--- START Data extract ---
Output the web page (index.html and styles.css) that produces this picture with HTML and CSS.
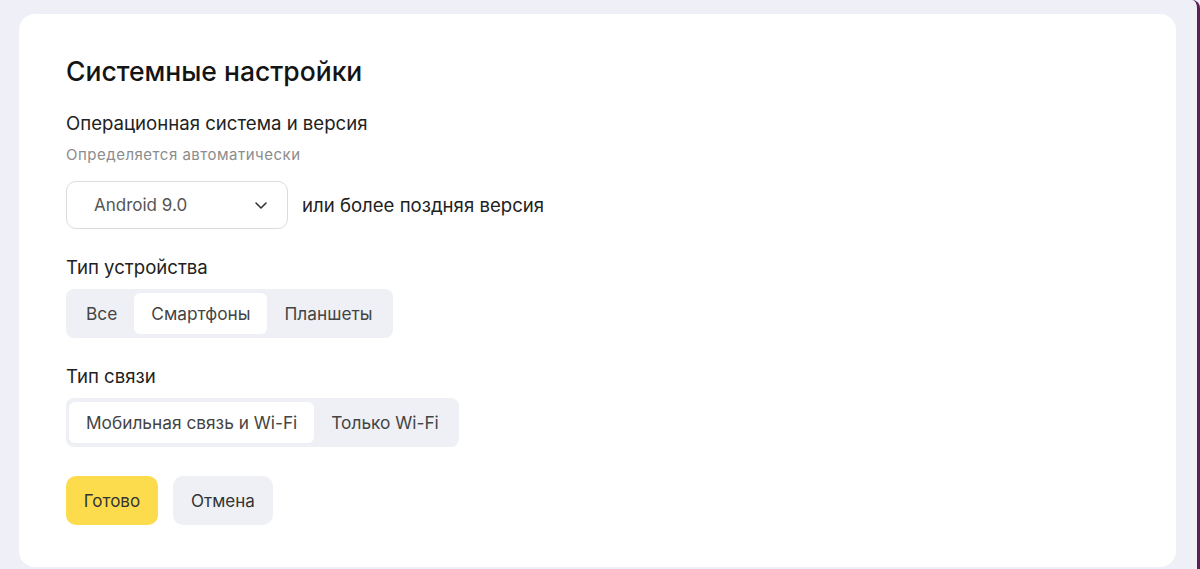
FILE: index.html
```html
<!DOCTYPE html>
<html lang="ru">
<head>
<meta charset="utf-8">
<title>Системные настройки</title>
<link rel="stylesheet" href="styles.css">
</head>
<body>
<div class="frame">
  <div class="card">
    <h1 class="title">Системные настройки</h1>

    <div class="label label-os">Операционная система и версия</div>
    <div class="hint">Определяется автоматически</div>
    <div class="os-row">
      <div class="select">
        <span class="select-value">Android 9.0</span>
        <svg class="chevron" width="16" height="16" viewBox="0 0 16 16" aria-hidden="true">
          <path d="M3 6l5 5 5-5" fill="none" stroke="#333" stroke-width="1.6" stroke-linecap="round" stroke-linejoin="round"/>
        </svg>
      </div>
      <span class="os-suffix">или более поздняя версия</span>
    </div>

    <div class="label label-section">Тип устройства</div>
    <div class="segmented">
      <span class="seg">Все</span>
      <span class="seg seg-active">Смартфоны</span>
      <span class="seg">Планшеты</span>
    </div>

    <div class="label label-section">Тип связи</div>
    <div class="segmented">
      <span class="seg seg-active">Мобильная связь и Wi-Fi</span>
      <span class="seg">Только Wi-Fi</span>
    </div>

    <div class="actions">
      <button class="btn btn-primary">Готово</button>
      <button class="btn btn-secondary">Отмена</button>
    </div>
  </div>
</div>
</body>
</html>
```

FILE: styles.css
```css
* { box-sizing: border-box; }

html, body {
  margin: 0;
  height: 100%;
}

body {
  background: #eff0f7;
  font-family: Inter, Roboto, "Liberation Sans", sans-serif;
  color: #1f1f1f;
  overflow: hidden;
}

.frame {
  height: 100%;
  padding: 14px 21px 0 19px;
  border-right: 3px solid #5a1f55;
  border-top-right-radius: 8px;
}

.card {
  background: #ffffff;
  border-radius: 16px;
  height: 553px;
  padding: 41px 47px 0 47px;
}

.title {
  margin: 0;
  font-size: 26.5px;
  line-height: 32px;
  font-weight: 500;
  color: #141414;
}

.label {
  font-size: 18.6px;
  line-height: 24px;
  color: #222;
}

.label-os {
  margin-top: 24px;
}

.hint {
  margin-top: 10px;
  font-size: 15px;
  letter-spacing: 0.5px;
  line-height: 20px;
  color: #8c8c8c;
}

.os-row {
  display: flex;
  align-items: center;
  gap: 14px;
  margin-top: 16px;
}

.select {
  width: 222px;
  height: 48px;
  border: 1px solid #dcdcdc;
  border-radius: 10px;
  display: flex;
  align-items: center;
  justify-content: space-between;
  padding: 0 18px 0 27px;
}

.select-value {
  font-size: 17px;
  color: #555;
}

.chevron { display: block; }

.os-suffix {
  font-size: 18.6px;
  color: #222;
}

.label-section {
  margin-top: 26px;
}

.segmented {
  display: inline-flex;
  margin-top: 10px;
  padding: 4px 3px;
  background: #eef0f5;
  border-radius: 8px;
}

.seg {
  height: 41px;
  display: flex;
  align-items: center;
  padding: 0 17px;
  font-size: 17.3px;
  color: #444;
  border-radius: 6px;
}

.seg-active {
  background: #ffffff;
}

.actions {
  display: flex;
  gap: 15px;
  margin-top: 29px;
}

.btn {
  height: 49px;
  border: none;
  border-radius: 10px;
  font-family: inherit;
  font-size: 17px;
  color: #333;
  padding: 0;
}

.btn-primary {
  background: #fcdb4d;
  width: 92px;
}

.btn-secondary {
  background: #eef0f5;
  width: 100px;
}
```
--- END Data extract ---
> [What the task requires]: Search the data for the word "index" and copy each line where it appears.

> [Output of the exercise]:
Output the web page (index.html and styles.css) that produces this picture with HTML and CSS.
FILE: index.html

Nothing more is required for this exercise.